The Sales Analysis Record for each sales designer was the central tracking tool of the Sales Analysis System to post the sales plan goals per month versus the actual results per month. Therefore, the headings of the Sales Analysis Record were as follows: Objective # of Leads; Actual # of Leads; % of Lead Goal Achieved; # of Retainers; Retainer % (of Leads); Objective # of Sales; Actual # of Sales; Closing % (of Leads); Objective Sales Volume; Actual Sales Volume; % of Sales Goal Achieved; Average Sale in $; and Sales Volume per Lead. Today, Excel spreadsheets and networked computers would make it infinitely easier to track this information than the way it was done in the 1980s.

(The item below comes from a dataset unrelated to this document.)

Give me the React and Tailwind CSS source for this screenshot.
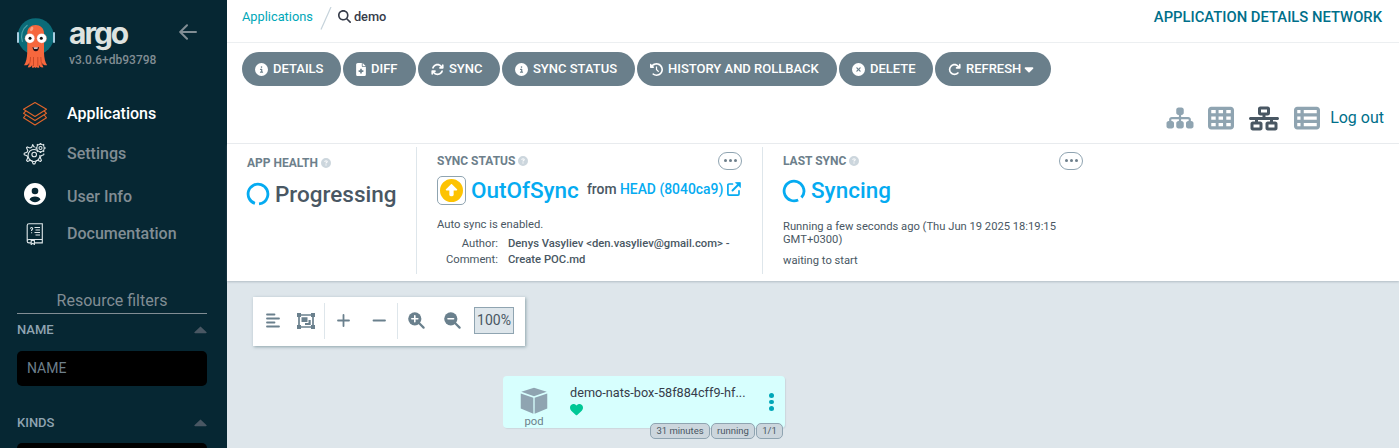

Developing a Sales Contest
There was another, equally important value generated by the Sales Analysis System – competition. Since we had 14 sales designers with varying years of selling experience, varying levels of individual motivation and varying annual sales objectives, we could use the Sales Analysis System to conduct a monthly sales contest.
All of the sales designers competed against each other based upon the % of monthly sales goal achieved. In this way, “newbies” with a $450,000 sales objective could still compete with an eight-year veteran having a $1,300,000 sales objective. As a result, we recognized the winners, and spiffed them cash prizes at monthly sales meetings, which were held in the main office from 6-9 p.m. on the first Tuesday evening after the close of the month. Incidentally, each sales meeting covered one or more important training topics, either on selling techniques or new product information – or both.
In conclusion, retaining motivated, productive salespeople in this industry has always been a difficult assignment at best. The Sales Analysis System proved to be a powerful data management tool that helped me develop a team of highly effective sales professionals.